I would really appreciate feedback/guidance. This is from a past year exam and my professor didn't cover much on improper integrals. I'm trying to prove that $\int_0^{\infty} \frac{\sin x}{x^p}\, dx$ converges for $0<p<2$ using the comparison test for improper integrals. I know that from the test, if $|f(x)| \leq g(x) \forall x\geq a$ then $\int_a^{\infty} g(x)\, dx$ converges.
EDIT: Here's my second attempt at the proof after much discussion in the comments below.
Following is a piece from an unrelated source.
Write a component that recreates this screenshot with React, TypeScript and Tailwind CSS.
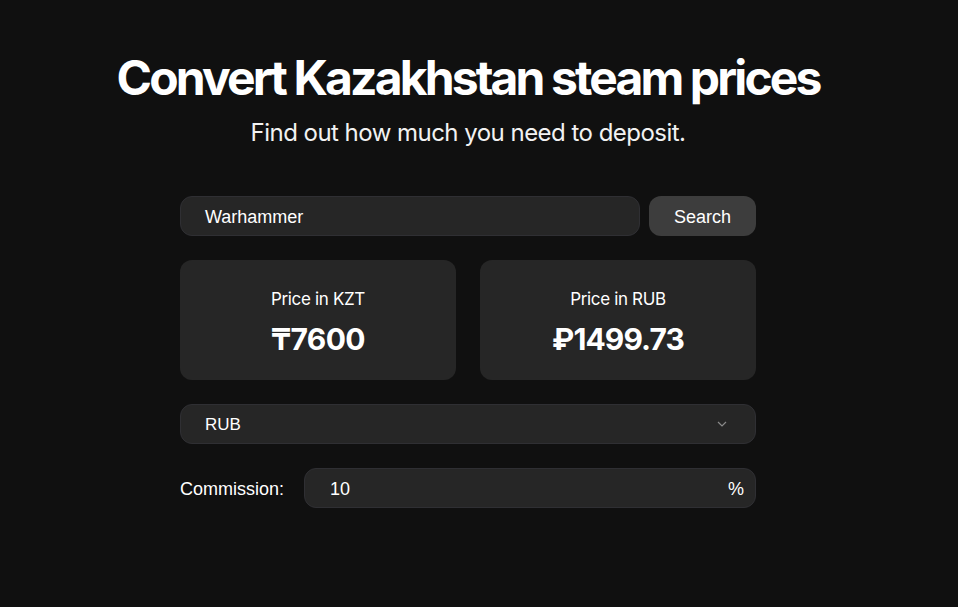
import React from "react";

export default function App() {
  return (
    <div className="min-h-[607px] w-full bg-[#101010] text-white">
      <div className="w-[936px] flex flex-col items-center">
        <h1 className="mt-[54px] text-[48px] leading-none font-bold tracking-[-0.06em] font-['Inter',sans-serif]">
          Convert Kazakhstan steam prices
        </h1>
        <p className="mt-[15px] text-2xl leading-8 font-['Inter',sans-serif] tracking-[-0.022em] text-[#f2f2f2]">
          Find out how much you need to deposit.
        </p>
        <div className="mt-[47px] w-[576px] flex flex-col gap-6">
          <div className="flex gap-[9px] h-10">
            <div className="flex-1 h-10 rounded-xl bg-[#262626] border border-[#2f2f33] flex items-center pl-6 pt-[2px] text-[18px] font-['Liberation_Sans',Arial,sans-serif]">
              Warhammer
            </div>
            <button className="w-[107px] h-10 rounded-xl bg-[#3d3d3d] pt-[2px] text-[18px] font-['Liberation_Sans',Arial,sans-serif]">
              Search
            </button>
          </div>
          <div className="grid grid-cols-2 gap-6">
            <div className="h-[120px] rounded-xl bg-[#262626] flex flex-col items-center justify-center pt-[3px] font-['Inter',sans-serif]">
              <div className="text-[17px] tracking-[-0.02em] leading-6">Price in KZT</div>
              <div className="mt-[10px] text-[30px] font-bold leading-9 tracking-[-0.02em]">₸7600</div>
            </div>
            <div className="h-[120px] rounded-xl bg-[#262626] flex flex-col items-center justify-center pt-[3px] font-['Inter',sans-serif]">
              <div className="text-[17px] tracking-[-0.02em] leading-6">Price in RUB</div>
              <div className="mt-[10px] text-[30px] font-bold leading-9 tracking-[-0.03em]">₽1499.73</div>
            </div>
          </div>
          <div className="h-10 rounded-xl bg-[#262626] border border-[#2f2f33] flex items-center pl-6 pr-[28px] pt-[2px] text-[17px] font-['Liberation_Sans',Arial,sans-serif]">
            <span className="flex-1">RUB</span>
            <svg width="10" height="6" viewBox="0 0 10 6" fill="none" className="-mt-[2px]">
              <path d="M1 1l4 4 4-4" stroke="#8a8a8a" strokeWidth="1.2" />
            </svg>
          </div>
          <div className="flex items-center gap-5 font-['Liberation_Sans',Arial,sans-serif] text-[18px]">
            <span className="pt-[2px]">Commission:</span>
            <div className="flex-1 h-10 rounded-xl bg-[#262626] border border-[#2f2f33] flex items-center pl-[25px] pr-[11px] pt-[2px]">
              <span className="flex-1">10</span>
              <span>%</span>
            </div>
          </div>
        </div>
      </div>
    </div>
  );
}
We know that $\frac{\sin x}{x^p}$ will be continuous on 1 because $\lim_{x\rightarrow 1} \frac{\sin x}{x^p} = lim_{x\rightarrow 1} x^{-p} \sin(x) = 1^{-p}\sin(1) = \sin(1)$.
However, for 0 we have that:
$\lim_{x \rightarrow 0} \frac{\sin x}{x^p} = \frac{\sin 0} {0^{p}} = \frac{0}{0^{-p}} = \frac{1}{0^{p-1}}$. Since we can't have 0 in the denominator, we only have continuity on 0 if p-1 < 1, which implies p<2.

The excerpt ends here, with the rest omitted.